Exercise description — Find each line containing the string "full" and return it.

Provided material —
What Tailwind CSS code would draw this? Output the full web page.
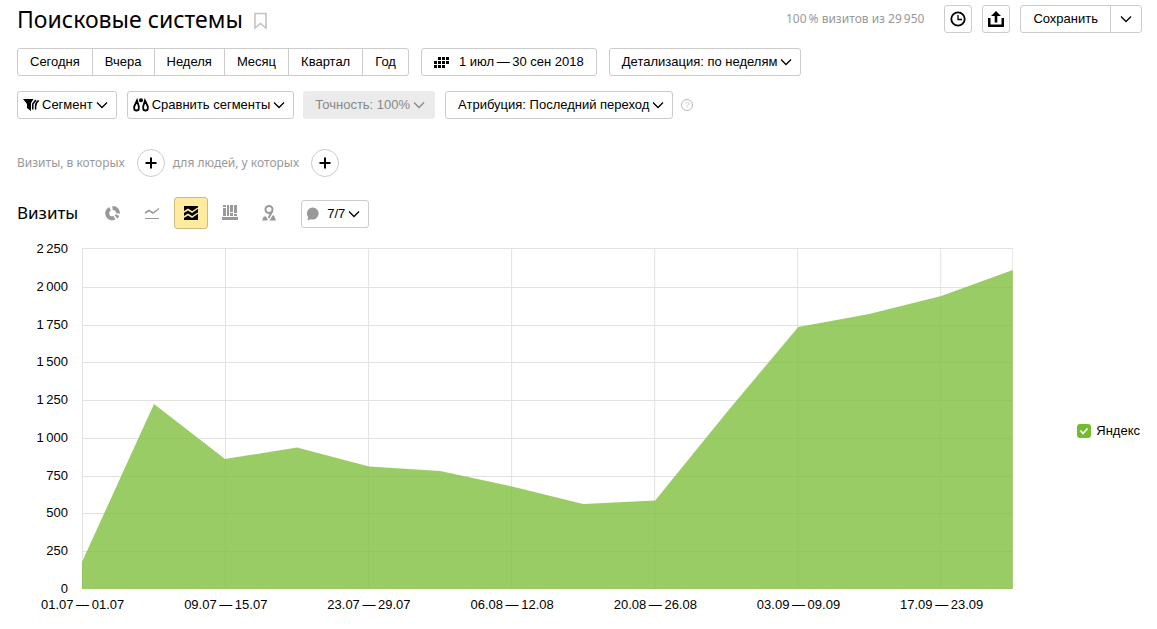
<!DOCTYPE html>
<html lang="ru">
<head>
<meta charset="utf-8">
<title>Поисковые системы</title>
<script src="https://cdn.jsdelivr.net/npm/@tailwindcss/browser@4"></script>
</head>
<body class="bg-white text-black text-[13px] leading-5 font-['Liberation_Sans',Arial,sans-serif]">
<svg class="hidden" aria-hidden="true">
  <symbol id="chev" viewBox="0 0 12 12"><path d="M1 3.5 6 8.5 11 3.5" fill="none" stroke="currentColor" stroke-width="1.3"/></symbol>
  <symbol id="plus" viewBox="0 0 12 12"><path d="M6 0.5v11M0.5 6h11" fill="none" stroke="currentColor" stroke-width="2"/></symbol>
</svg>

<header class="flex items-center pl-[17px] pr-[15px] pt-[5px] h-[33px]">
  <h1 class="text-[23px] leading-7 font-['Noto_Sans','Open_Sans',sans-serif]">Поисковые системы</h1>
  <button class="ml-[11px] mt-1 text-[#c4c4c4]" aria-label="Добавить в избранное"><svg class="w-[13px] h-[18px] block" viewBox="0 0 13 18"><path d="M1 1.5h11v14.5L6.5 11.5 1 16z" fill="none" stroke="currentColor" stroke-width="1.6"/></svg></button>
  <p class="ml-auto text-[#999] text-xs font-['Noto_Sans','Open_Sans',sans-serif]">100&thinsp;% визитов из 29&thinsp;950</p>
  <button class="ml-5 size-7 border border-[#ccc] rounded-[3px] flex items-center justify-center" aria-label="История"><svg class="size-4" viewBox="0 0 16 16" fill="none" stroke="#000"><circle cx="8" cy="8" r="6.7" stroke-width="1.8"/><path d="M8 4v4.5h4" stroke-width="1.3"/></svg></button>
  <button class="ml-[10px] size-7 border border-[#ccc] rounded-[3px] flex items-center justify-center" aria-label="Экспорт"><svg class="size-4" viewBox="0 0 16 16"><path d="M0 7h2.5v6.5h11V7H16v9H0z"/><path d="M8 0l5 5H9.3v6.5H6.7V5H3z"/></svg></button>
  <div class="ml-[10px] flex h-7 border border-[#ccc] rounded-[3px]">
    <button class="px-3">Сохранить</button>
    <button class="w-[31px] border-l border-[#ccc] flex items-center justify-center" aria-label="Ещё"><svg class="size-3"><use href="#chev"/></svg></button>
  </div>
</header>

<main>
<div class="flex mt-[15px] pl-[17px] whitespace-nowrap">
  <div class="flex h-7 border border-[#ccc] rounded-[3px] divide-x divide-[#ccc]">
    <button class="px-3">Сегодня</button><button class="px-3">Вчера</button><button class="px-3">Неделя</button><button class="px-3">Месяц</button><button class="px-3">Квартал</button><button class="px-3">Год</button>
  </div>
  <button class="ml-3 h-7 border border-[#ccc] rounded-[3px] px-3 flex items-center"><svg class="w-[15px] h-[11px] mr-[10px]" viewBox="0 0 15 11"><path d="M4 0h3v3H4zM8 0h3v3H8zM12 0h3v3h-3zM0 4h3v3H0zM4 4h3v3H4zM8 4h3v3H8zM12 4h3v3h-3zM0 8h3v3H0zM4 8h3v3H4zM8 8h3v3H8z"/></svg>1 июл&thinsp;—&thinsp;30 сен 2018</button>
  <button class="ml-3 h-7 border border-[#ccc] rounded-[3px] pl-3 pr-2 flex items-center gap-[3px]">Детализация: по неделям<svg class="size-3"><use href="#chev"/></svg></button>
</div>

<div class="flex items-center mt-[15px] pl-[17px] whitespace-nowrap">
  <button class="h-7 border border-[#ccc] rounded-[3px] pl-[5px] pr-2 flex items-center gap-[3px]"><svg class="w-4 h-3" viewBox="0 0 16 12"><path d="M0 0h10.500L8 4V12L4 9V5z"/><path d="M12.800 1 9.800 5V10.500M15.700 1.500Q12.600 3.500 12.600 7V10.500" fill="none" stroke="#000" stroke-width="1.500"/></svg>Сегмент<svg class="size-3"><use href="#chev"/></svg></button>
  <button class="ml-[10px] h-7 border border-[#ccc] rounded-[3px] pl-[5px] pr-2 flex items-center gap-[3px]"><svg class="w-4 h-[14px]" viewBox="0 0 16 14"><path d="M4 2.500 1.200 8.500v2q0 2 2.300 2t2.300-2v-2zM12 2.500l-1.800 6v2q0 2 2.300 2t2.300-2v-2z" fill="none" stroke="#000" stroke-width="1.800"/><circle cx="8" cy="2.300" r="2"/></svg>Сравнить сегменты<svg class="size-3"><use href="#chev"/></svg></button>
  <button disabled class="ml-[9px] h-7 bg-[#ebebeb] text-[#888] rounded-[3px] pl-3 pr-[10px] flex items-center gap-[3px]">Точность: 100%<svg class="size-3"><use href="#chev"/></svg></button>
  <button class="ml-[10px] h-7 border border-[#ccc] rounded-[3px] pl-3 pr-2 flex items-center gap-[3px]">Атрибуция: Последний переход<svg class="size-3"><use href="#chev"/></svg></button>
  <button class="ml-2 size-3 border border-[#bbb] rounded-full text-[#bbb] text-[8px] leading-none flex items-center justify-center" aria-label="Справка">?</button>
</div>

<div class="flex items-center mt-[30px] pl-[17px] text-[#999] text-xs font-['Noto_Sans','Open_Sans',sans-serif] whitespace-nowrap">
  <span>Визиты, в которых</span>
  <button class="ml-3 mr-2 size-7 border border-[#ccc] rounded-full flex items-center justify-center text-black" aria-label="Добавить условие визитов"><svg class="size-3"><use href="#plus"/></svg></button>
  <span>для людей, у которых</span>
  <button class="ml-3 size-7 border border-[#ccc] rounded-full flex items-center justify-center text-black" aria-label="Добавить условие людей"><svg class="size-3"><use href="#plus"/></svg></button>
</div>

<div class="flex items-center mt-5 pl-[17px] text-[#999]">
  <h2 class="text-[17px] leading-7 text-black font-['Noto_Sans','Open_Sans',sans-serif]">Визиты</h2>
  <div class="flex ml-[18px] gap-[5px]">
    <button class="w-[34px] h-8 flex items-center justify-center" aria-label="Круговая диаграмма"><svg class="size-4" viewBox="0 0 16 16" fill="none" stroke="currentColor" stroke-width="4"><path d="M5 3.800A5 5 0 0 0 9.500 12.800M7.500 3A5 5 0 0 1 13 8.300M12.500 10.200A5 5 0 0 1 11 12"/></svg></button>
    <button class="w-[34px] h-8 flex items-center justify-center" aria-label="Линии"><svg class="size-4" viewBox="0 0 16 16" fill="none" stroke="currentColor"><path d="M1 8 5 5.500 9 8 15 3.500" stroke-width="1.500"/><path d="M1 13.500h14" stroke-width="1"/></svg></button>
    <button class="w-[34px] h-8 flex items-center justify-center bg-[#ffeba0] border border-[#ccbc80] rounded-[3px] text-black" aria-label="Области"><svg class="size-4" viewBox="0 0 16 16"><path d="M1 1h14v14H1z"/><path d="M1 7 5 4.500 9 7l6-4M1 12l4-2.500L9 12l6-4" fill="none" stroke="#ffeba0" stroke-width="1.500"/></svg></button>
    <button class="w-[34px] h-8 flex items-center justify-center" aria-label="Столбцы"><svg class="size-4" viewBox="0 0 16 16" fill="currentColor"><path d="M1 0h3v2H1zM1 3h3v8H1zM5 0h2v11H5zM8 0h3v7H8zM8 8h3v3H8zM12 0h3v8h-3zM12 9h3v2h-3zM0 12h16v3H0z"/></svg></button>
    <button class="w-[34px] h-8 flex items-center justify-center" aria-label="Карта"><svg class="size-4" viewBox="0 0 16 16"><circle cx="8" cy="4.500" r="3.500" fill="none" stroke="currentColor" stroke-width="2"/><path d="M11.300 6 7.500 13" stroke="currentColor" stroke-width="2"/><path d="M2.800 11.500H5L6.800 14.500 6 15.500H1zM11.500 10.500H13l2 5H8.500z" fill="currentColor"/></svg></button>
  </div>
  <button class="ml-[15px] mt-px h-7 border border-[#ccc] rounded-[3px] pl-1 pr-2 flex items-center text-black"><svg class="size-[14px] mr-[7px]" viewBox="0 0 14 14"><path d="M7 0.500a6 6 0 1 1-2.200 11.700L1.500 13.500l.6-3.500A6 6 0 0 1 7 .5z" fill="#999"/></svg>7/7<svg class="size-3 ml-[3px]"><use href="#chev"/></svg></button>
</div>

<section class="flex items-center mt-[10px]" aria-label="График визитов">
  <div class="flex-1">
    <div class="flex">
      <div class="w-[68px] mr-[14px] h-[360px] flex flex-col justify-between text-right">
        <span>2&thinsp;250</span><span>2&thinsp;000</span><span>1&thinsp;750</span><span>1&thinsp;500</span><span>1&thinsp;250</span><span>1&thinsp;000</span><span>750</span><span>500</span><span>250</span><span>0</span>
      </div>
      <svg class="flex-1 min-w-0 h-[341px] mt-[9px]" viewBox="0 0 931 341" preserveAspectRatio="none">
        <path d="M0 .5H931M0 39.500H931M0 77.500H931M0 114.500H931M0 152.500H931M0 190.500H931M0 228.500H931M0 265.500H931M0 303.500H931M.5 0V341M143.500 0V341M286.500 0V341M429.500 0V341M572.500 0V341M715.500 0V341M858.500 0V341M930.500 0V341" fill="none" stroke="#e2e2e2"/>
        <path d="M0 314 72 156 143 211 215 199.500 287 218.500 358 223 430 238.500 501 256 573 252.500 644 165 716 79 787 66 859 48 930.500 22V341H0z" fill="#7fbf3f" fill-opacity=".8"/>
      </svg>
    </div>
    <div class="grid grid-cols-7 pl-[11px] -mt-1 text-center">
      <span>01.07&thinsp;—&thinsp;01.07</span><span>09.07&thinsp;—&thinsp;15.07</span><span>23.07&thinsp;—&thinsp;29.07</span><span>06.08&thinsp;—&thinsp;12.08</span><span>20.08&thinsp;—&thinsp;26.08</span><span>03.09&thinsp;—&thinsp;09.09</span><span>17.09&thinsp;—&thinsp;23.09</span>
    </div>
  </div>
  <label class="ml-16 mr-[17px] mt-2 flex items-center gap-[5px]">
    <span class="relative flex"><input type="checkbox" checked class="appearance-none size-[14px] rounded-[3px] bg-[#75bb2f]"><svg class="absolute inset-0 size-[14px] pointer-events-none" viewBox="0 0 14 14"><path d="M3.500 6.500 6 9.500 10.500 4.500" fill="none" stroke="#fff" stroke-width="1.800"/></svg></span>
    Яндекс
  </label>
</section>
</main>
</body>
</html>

Output for this task —
What Tailwind CSS code would draw this? Output the full web page.
  <button class="ml-2 size-3 border border-[#bbb] rounded-full text-[#bbb] text-[8px] leading-none flex items-center justify-center" aria-label="Справка">?</button>
  <button class="ml-3 mr-2 size-7 border border-[#ccc] rounded-full flex items-center justify-center text-black" aria-label="Добавить условие визитов"><svg class="size-3"><use href="#plus"/></svg></button>
  <button class="ml-3 size-7 border border-[#ccc] rounded-full flex items-center justify-center text-black" aria-label="Добавить условие людей"><svg class="size-3"><use href="#plus"/></svg></button>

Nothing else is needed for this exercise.